Passengers should only travel if ‘absolutely necessary’ on rail strike days

Passengers should only travel if “absolutely necessary” on coordinated rail strike days taking place on 1, 5 and 8 October.

Industrial action by the RMT, TSSA and Aslef across all three days will result in a combination of closed major stations, reduced services and on certain days, no trains at all on the West Coast main line, Chiltern main line and routes across the West Midlands.

The impact of the coordinated strike action by staff at train operators and Network Rail on individual days will be:

Saturday 1 October:
Birmingham New Street, London Euston, Manchester Piccadilly and Liverpool Lime Street will all be closed with no trains running. It is the first day that the RMT, TSSA and Aslef will strike on the same day. Nationally, only around 11% of services will run. Anyone planning to travel into London ahead of the London Marathon should check if their service is running at www.nationalrail.co.uk and may want to travel on Friday if possible.

Wednesday 5 October:
Birmingham New Street, London Euston and Liverpool Lime Street will all be closed with no trains running.
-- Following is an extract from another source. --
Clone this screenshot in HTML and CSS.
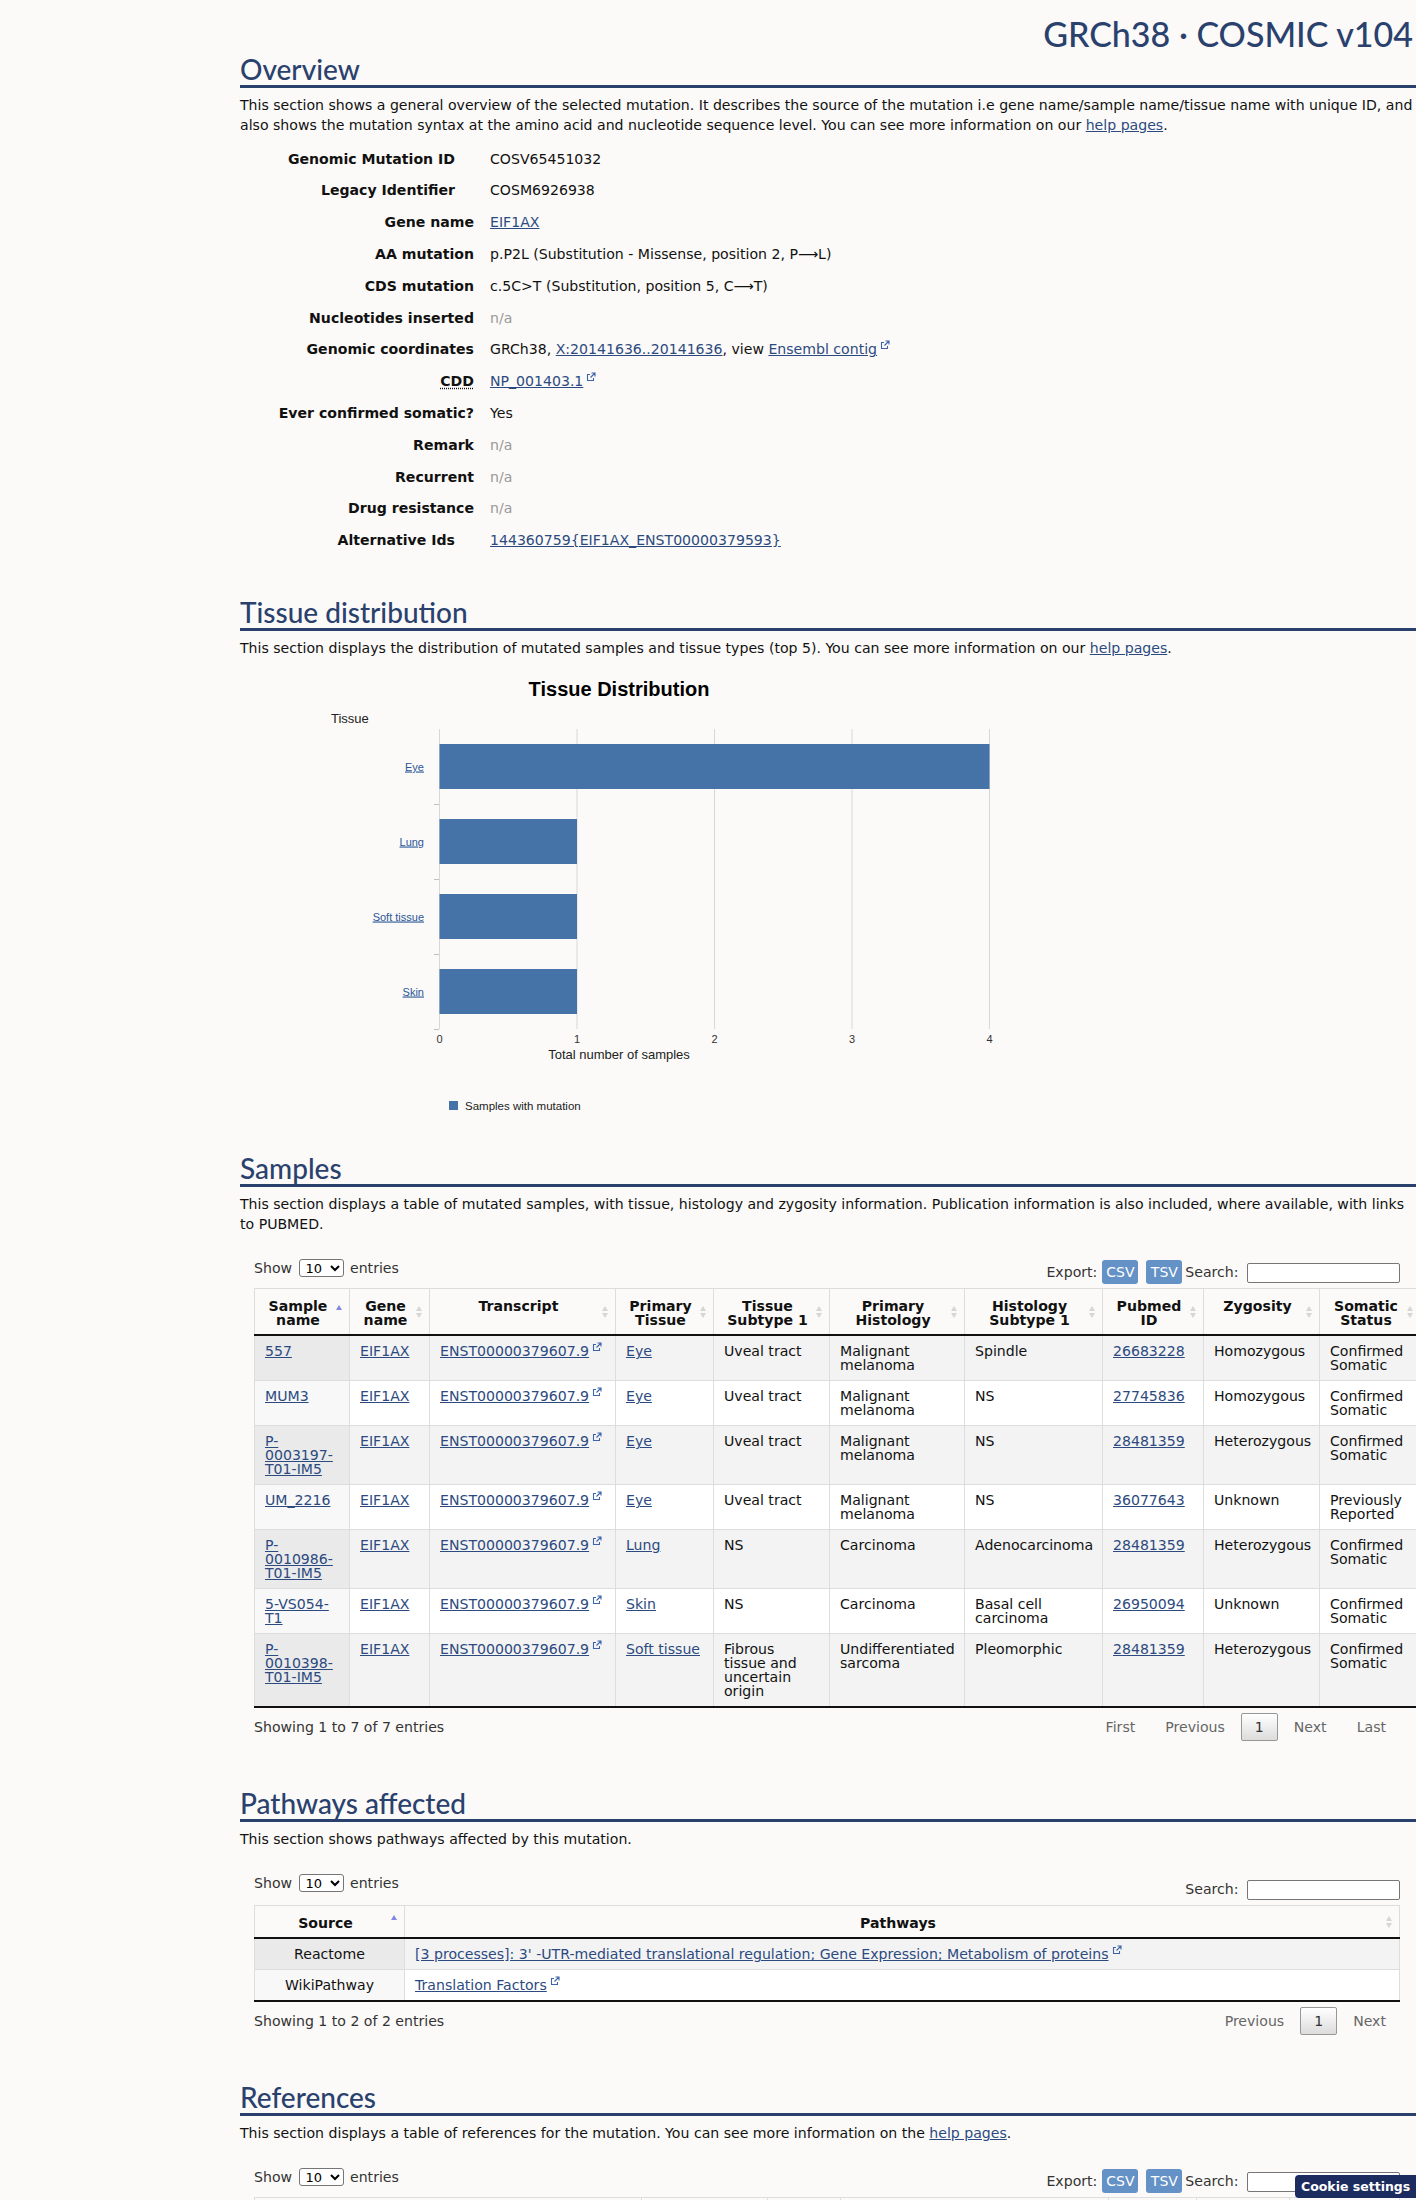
FILE: index.html
```html
<!DOCTYPE html>
<html>
<head>
    <title>COSMIC - COSV65451032 (EIF1AX p.P2L)</title>
    <link rel="stylesheet" href="styles.css">
</head>
<body>
<div class="page">
    <div class="release">GRCh38 &middot; COSMIC v104</div>

    <section class="section" id="overview">
        <h2>Overview</h2>
        <p>This section shows a general overview of the selected mutation. It describes the source of the mutation i.e gene name/sample name/tissue name with unique ID, and also shows the mutation syntax at the amino acid and nucleotide sequence level. You can see more information on our <a href="#">help pages</a>.</p>
        <dl class="summary">
            <dt class="has-help">Genomic Mutation ID</dt><dd>COSV65451032</dd>
            <dt class="has-help">Legacy Identifier</dt><dd>COSM6926938</dd>
            <dt>Gene name</dt><dd><a href="#">EIF1AX</a></dd>
            <dt>AA mutation</dt><dd>p.P2L (Substitution - Missense, position 2, P&#10230;L)</dd>
            <dt>CDS mutation</dt><dd>c.5C&gt;T (Substitution, position 5, C&#10230;T)</dd>
            <dt>Nucleotides inserted</dt><dd class="na">n/a</dd>
            <dt>Genomic coordinates</dt><dd>GRCh38, <a href="#">X:20141636..20141636</a>, view <a href="#">Ensembl contig</a><svg class="ext" viewBox="0 0 10 10"><path d="M4 2.5H1.5v6h6V6"/><path d="M5.5 1h3.5v3.5M9 1L4.5 5.5"/></svg></dd>
            <dt><abbr class="cdd" title="Conserved Domain Database">CDD</abbr></dt><dd><a href="#">NP_001403.1</a><svg class="ext" viewBox="0 0 10 10"><path d="M4 2.5H1.5v6h6V6"/><path d="M5.5 1h3.5v3.5M9 1L4.5 5.5"/></svg></dd>
            <dt>Ever confirmed somatic?</dt><dd>Yes</dd>
            <dt>Remark</dt><dd class="na">n/a</dd>
            <dt>Recurrent</dt><dd class="na">n/a</dd>
            <dt>Drug resistance</dt><dd class="na">n/a</dd>
            <dt class="has-help">Alternative Ids</dt><dd><a href="#">144360759{EIF1AX_ENST00000379593}</a></dd>
        </dl>
    </section>

    <section class="section" id="tissue">
        <h2>Tissue distribution</h2>
        <p>This section displays the distribution of mutated samples and tissue types (top 5). You can see more information on our <a href="#">help pages</a>.</p>
        <svg class="chart" width="800" height="440" viewBox="0 0 800 440">
            <text class="c-title" x="379" y="30" text-anchor="middle">Tissue Distribution</text>
            <text class="c-axis-title" x="91" y="57">Tissue</text>
            <g class="c-grid">
                <line x1="199.5" y1="63" x2="199.5" y2="363"/>
                <line x1="337" y1="63" x2="337" y2="363"/>
                <line x1="474.5" y1="63" x2="474.5" y2="363"/>
                <line x1="612" y1="63" x2="612" y2="363"/>
                <line x1="749.5" y1="63" x2="749.5" y2="363"/>
            </g>
            <g class="c-ticks">
                <line x1="194" y1="138.5" x2="199" y2="138.5"/>
                <line x1="194" y1="213.5" x2="199" y2="213.5"/>
                <line x1="194" y1="288.5" x2="199" y2="288.5"/>
                <line x1="194" y1="363.5" x2="199" y2="363.5"/>
            </g>
            <g class="c-bars">
                <rect x="199.5" y="78" width="550" height="45"/>
                <rect x="199.5" y="153" width="137.5" height="45"/>
                <rect x="199.5" y="228" width="137.5" height="45"/>
                <rect x="199.5" y="303" width="137.5" height="45"/>
            </g>
            <g class="c-cats" text-anchor="end">
                <a href="#"><text x="184" y="104.5">Eye</text></a>
                <a href="#"><text x="184" y="179.5">Lung</text></a>
                <a href="#"><text x="184" y="254.5">Soft tissue</text></a>
                <a href="#"><text x="184" y="329.5">Skin</text></a>
            </g>
            <g class="c-labels" text-anchor="middle">
                <text x="199.5" y="377">0</text>
                <text x="337" y="377">1</text>
                <text x="474.5" y="377">2</text>
                <text x="612" y="377">3</text>
                <text x="749.5" y="377">4</text>
            </g>
            <text class="c-xtitle" x="379" y="393" text-anchor="middle">Total number of samples</text>
            <rect x="209" y="435" width="9" height="9" fill="#4572a7"/>
            <text class="c-legend" x="225" y="444">Samples with mutation</text>
        </svg>
    </section>

    <section class="section" id="samples">
        <h2>Samples</h2>
        <p>This section displays a table of mutated samples, with tissue, histology and zygosity information. Publication information is also included, where available, with links to&nbsp;PUBMED.</p>
        <div class="dt-wrapper">
            <div class="dt-top">
                <label class="dt-length">Show <select><option>10</option><option>25</option><option>50</option></select> entries</label>
                <div class="dt-tools">Export: <button class="export">CSV</button><button class="export">TSV</button><label>Search: <input type="text"></label></div>
            </div>
            <table class="dt samples">
                <colgroup>
                    <col style="width:95px"><col style="width:80px"><col style="width:186px"><col style="width:98px"><col style="width:116px">
                    <col style="width:135px"><col style="width:138px"><col style="width:101px"><col style="width:116px"><col style="width:101px">
                </colgroup>
                <thead>
                    <tr>
                        <th class="asc">Sample name<span class="sort"></span></th>
                        <th>Gene name<span class="sort"></span></th>
                        <th>Transcript<span class="sort"></span></th>
                        <th>Primary Tissue<span class="sort"></span></th>
                        <th>Tissue Subtype 1<span class="sort"></span></th>
                        <th>Primary Histology<span class="sort"></span></th>
                        <th>Histology Subtype 1<span class="sort"></span></th>
                        <th>Pubmed ID<span class="sort"></span></th>
                        <th>Zygosity<span class="sort"></span></th>
                        <th>Somatic Status<span class="sort"></span></th>
                    </tr>
                </thead>
                <tbody>
                    <tr>
                        <td><a href="#">557</a></td><td><a href="#">EIF1AX</a></td>
                        <td class="nowrap"><a href="#">ENST00000379607.9</a><svg class="ext" viewBox="0 0 10 10"><path d="M4 2.5H1.5v6h6V6"/><path d="M5.5 1h3.5v3.5M9 1L4.5 5.5"/></svg></td>
                        <td><a href="#">Eye</a></td><td>Uveal tract</td><td>Malignant melanoma</td><td>Spindle</td>
                        <td><a href="#">26683228</a></td><td>Homozygous</td><td>Confirmed Somatic</td>
                    </tr>
                    <tr>
                        <td><a href="#">MUM3</a></td><td><a href="#">EIF1AX</a></td>
                        <td class="nowrap"><a href="#">ENST00000379607.9</a><svg class="ext" viewBox="0 0 10 10"><path d="M4 2.5H1.5v6h6V6"/><path d="M5.5 1h3.5v3.5M9 1L4.5 5.5"/></svg></td>
                        <td><a href="#">Eye</a></td><td>Uveal tract</td><td>Malignant melanoma</td><td>NS</td>
                        <td><a href="#">27745836</a></td><td>Homozygous</td><td>Confirmed Somatic</td>
                    </tr>
                    <tr>
                        <td><a href="#">P-0003197-T01-IM5</a></td><td><a href="#">EIF1AX</a></td>
                        <td class="nowrap"><a href="#">ENST00000379607.9</a><svg class="ext" viewBox="0 0 10 10"><path d="M4 2.5H1.5v6h6V6"/><path d="M5.5 1h3.5v3.5M9 1L4.5 5.5"/></svg></td>
                        <td><a href="#">Eye</a></td><td>Uveal tract</td><td>Malignant melanoma</td><td>NS</td>
                        <td><a href="#">28481359</a></td><td>Heterozygous</td><td>Confirmed Somatic</td>
                    </tr>
                    <tr>
                        <td><a href="#">UM_2216</a></td><td><a href="#">EIF1AX</a></td>
                        <td class="nowrap"><a href="#">ENST00000379607.9</a><svg class="ext" viewBox="0 0 10 10"><path d="M4 2.5H1.5v6h6V6"/><path d="M5.5 1h3.5v3.5M9 1L4.5 5.5"/></svg></td>
                        <td><a href="#">Eye</a></td><td>Uveal tract</td><td>Malignant melanoma</td><td>NS</td>
                        <td><a href="#">36077643</a></td><td>Unknown</td><td>Previously Reported</td>
                    </tr>
                    <tr>
                        <td><a href="#">P-0010986-T01-IM5</a></td><td><a href="#">EIF1AX</a></td>
                        <td class="nowrap"><a href="#">ENST00000379607.9</a><svg class="ext" viewBox="0 0 10 10"><path d="M4 2.5H1.5v6h6V6"/><path d="M5.5 1h3.5v3.5M9 1L4.5 5.5"/></svg></td>
                        <td><a href="#">Lung</a></td><td>NS</td><td>Carcinoma</td><td>Adenocarcinoma</td>
                        <td><a href="#">28481359</a></td><td>Heterozygous</td><td>Confirmed Somatic</td>
                    </tr>
                    <tr>
                        <td><a href="#">5-VS054-T1</a></td><td><a href="#">EIF1AX</a></td>
                        <td class="nowrap"><a href="#">ENST00000379607.9</a><svg class="ext" viewBox="0 0 10 10"><path d="M4 2.5H1.5v6h6V6"/><path d="M5.5 1h3.5v3.5M9 1L4.5 5.5"/></svg></td>
                        <td><a href="#">Skin</a></td><td>NS</td><td>Carcinoma</td><td>Basal cell carcinoma</td>
                        <td><a href="#">26950094</a></td><td>Unknown</td><td>Confirmed Somatic</td>
                    </tr>
                    <tr>
                        <td><a href="#">P-0010398-T01-IM5</a></td><td><a href="#">EIF1AX</a></td>
                        <td class="nowrap"><a href="#">ENST00000379607.9</a><svg class="ext" viewBox="0 0 10 10"><path d="M4 2.5H1.5v6h6V6"/><path d="M5.5 1h3.5v3.5M9 1L4.5 5.5"/></svg></td>
                        <td><a href="#">Soft tissue</a></td><td>Fibrous tissue and uncertain origin</td><td>Undifferentiated sarcoma</td><td>Pleomorphic</td>
                        <td><a href="#">28481359</a></td><td>Heterozygous</td><td>Confirmed Somatic</td>
                    </tr>
                </tbody>
            </table>
            <div class="dt-bottom">
                <div class="dt-info">Showing 1 to 7 of 7 entries</div>
                <div class="dt-paginate">
                    <span class="pg">First</span><span class="pg">Previous</span><span class="pg current">1</span><span class="pg">Next</span><span class="pg">Last</span>
                </div>
            </div>
        </div>
    </section>

    <section class="section" id="pathways">
        <h2>Pathways affected</h2>
        <p>This section shows pathways affected by this mutation.</p>
        <div class="dt-wrapper">
            <div class="dt-top search-only">
                <label class="dt-length">Show <select><option>10</option><option>25</option><option>50</option></select> entries</label>
                <div class="dt-tools"><label>Search: <input type="text"></label></div>
            </div>
            <table class="dt pathways">
                <colgroup><col style="width:150px"><col></colgroup>
                <thead>
                    <tr>
                        <th class="asc">Source<span class="sort"></span></th>
                        <th>Pathways<span class="sort"></span></th>
                    </tr>
                </thead>
                <tbody>
                    <tr>
                        <td class="centered">Reactome</td>
                        <td><a href="#">[3 processes]: 3' -UTR-mediated translational regulation; Gene Expression; Metabolism of proteins</a><svg class="ext" viewBox="0 0 10 10"><path d="M4 2.5H1.5v6h6V6"/><path d="M5.5 1h3.5v3.5M9 1L4.5 5.5"/></svg></td>
                    </tr>
                    <tr>
                        <td class="centered">WikiPathway</td>
                        <td><a href="#">Translation Factors</a><svg class="ext" viewBox="0 0 10 10"><path d="M4 2.5H1.5v6h6V6"/><path d="M5.5 1h3.5v3.5M9 1L4.5 5.5"/></svg></td>
                    </tr>
                </tbody>
            </table>
            <div class="dt-bottom">
                <div class="dt-info">Showing 1 to 2 of 2 entries</div>
                <div class="dt-paginate">
                    <span class="pg">Previous</span><span class="pg current">1</span><span class="pg">Next</span>
                </div>
            </div>
        </div>
    </section>

    <section class="section" id="references">
        <h2>References</h2>
        <p>This section displays a table of references for the mutation. You can see more information on the <a href="#">help pages</a>.</p>
        <div class="dt-wrapper">
            <div class="dt-top">
                <label class="dt-length">Show <select><option>10</option><option>25</option><option>50</option></select> entries</label>
                <div class="dt-tools">Export: <button class="export">CSV</button><button class="export">TSV</button><label>Search: <input type="text"></label></div>
            </div>
            <table class="dt refs">
                <colgroup>
                    <col style="width:387px"><col style="width:126px"><col style="width:73px"><col style="width:268px"><col style="width:88px"><col style="width:93px"><col>
                </colgroup>
                <thead>
                    <tr>
                        <th class="asc">Title<span class="sort"></span></th>
                        <th>Author<span class="sort"></span></th>
                        <th>Year<span class="sort"></span></th>
                        <th>Journal<span class="sort"></span></th>
                        <th>PMID<span class="sort"></span></th>
                        <th>Samples<span class="sort"></span></th>
                        <th>Study<span class="sort"></span></th>
                    </tr>
                </thead>
            </table>
        </div>
    </section>
</div>

<div class="cookie">Cookie settings</div>
</body>
</html>
```

FILE: styles.css
```css
body {
    margin: 0;
    background-color: #fbfaf8;
    font-family: "DejaVu Sans", Verdana, sans-serif;
    font-size: 14.1px;
    line-height: 20px;
    color: #111;
    overflow-x: hidden;
}

a {
    color: #2c4a80;
}

.page {
    width: 1185px;
    margin-left: 240px;
    padding-top: 14px;
}

.release {
    font-family: Lato, "Open Sans", sans-serif;
    font-weight: 500;
    font-size: 34px;
    line-height: 40px;
    color: #2a416e;
    text-align: right;
    padding-right: 12px;
}

.section h2 {
    margin: 0;
    font-family: Lato, "Open Sans", sans-serif;
    font-weight: 500;
    font-size: 28px;
    line-height: 32px;
    color: #2a416e;
    border-bottom: 3px solid #2a416e;
}

#overview h2 {
    margin-top: -1px;
}

.section + .section {
    margin-top: 46px;
}

.section p {
    margin: 7px 0 0;
}

/* overview */
.summary {
    display: grid;
    grid-template-columns: 234px 1fr;
    column-gap: 16px;
    row-gap: 11.8px;
    margin: 13.6px 0 0;
}

.summary dt {
    font-weight: bold;
    text-align: right;
}

.summary dt.has-help {
    padding-right: 19px;
}

.summary dd {
    margin: 0;
}

.summary .na {
    color: #999;
}

.cdd {
    text-decoration: underline dotted;
    text-underline-offset: 2px;
}

.ext {
    position: relative;
    top: -4px;
    width: 10px;
    height: 10px;
    margin-left: 3px;
    fill: none;
    stroke: #3d63a8;
    stroke-width: 1.1;
}

/* chart */
.chart {
    display: block;
    margin-top: 8px;
    overflow: visible;
    font-family: "Liberation Sans", Arial, sans-serif;
}

.c-title {
    font-size: 20px;
    font-weight: bold;
    fill: #000;
}

.c-axis-title {
    font-size: 13px;
    fill: #222;
}

.c-grid line {
    stroke: #d8d8d8;
    stroke-width: 1;
}

.c-ticks line {
    stroke: #c0c0c0;
    stroke-width: 1;
}

.c-bars rect {
    fill: #4572a7;
}

.c-cats text {
    font-size: 11px;
    fill: #2b5797;
    text-decoration: underline;
}

.c-labels text {
    font-size: 11px;
    fill: #333;
}

.c-xtitle {
    font-size: 13px;
    fill: #222;
}

.c-legend {
    font-size: 11.5px;
    fill: #222;
}

/* data tables */
.dt-wrapper {
    margin: 24px 25px 0 14px;
}

.dt-top {
    display: flex;
    justify-content: space-between;
    align-items: flex-start;
    height: 30px;
    color: #333;
}

.dt-top.search-only {
    height: 32px;
}

.dt-length select {
    width: 45px;
    height: 18px;
    font-family: "DejaVu Sans", Verdana, sans-serif;
    font-size: 13px;
    border: 1px solid #767676;
    border-radius: 3px;
    background: #fff;
    padding: 0 2px;
    margin: 0 2px;
}

.dt-tools {
    display: flex;
    align-items: center;
    margin-top: 2px;
}

.search-only .dt-tools {
    margin-top: 6px;
}

.export {
    height: 24px;
    width: 36px;
    margin-left: 5px;
    padding: 0;
    border: 0;
    border-radius: 3px;
    background-color: #6491c6;
    color: #fff;
    font-family: "DejaVu Sans", Verdana, sans-serif;
    font-size: 14px;
}

.export + .export {
    margin-left: 8px;
}

.dt-tools label {
    margin-left: 3px;
}

.dt-tools input {
    width: 153px;
    height: 20px;
    box-sizing: border-box;
    margin-left: 4px;
    border: 1px solid #767676;
    border-radius: 2px;
    background: #fff;
    vertical-align: middle;
}

.dt {
    border-collapse: collapse;
    table-layout: fixed;
    line-height: 14px;
    border-bottom: 2px solid #111;
}

.dt.samples {
    width: 1166px;
}

.dt.pathways,
.dt.refs {
    width: 100%;
}

.dt th {
    position: relative;
    padding: 10px 18px 7px 10px;
    text-align: center;
    vertical-align: top;
    font-weight: bold;
    border: 1px solid #ddd;
    border-bottom: 2px solid #111;
}

.dt td {
    padding: 8px 10px;
    vertical-align: top;
    border: 1px solid #ddd;
    background-color: #fff;
}

.dt td.nowrap {
    white-space: nowrap;
}

.dt tbody tr:nth-child(odd) td {
    background-color: #f3f3f3;
}

.dt tbody td:first-child {
    background-color: #f8f8f8;
}

.dt tbody tr:nth-child(odd) td:first-child {
    background-color: #eaeaea;
}

.dt td.centered {
    text-align: center;
}

.sort {
    position: absolute;
    right: 6px;
    top: 50%;
    width: 7px;
    height: 16px;
    margin-top: -8px;
}

.sort::before,
.sort::after {
    content: "";
    position: absolute;
    left: 0;
    border-left: 3.5px solid transparent;
    border-right: 3.5px solid transparent;
}

.sort::before {
    top: 2px;
    border-bottom: 5px solid #d6d6d6;
}

.sort::after {
    bottom: 2px;
    border-top: 5px solid #d6d6d6;
}

th.asc .sort::before {
    top: 1px;
    border-bottom-color: #8286e4;
}

th.asc .sort::after {
    display: none;
}

.dt-bottom {
    display: flex;
    justify-content: space-between;
    align-items: center;
    padding-top: 5px;
    color: #333;
}

.dt-paginate {
    display: flex;
}

.pg {
    margin-left: 2px;
    padding: 3px 13px;
    line-height: 20px;
    border: 1px solid transparent;
    border-radius: 2px;
    color: #666;
}

.pg.current {
    color: #333;
    border-color: #979797;
    background: linear-gradient(#fff, #dcdcdc);
}

.cookie {
    position: fixed;
    right: 0;
    bottom: 2px;
    width: 121px;
    height: 23px;
    box-sizing: border-box;
    padding-left: 6px;
    border-radius: 4px 0 0 4px;
    background-color: #1d2c5e;
    color: #fff;
    font-weight: bold;
    font-size: 12.5px;
    line-height: 23px;
    white-space: nowrap;
    overflow: hidden;
}
```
Manchester Piccadilly will be open with limited services running. A walkout by train drivers (Aslef) across 14 operators will also mean disruption for passengers on those routes. The operators impacted include Avanti West Coast, Chiltern Railways, CrossCountry and West Midlands Trains.

Saturday 8 October:
The RMT’s second strike day – on Saturday 8 October – will see a reduced rail service in operation. Last trains will leave stations between 3pm and 5pm with final arrivals by 6.30pm. Although not participating in strike action, there may be service updates to the Caledonian Sleeper timetable.

Tim Shoveller, Network Rail’s North West and Central region managing director, said: “Despite our best efforts to compromise and find a breakthrough in talks, rail unions remain intent on continuing and coordinating their strike action. This serves only to ensure our staff forgo even more of their pay unnecessarily, as well as causing even more disruption for our passengers and further damaging the railway’s recovery from the pandemic.

“Passengers who want to travel this Saturday, and indeed next Wednesday and next Saturday, are asked only to do so if absolutely necessary. Those who must travel should expect disruption and make sure they check when their last train will depart.”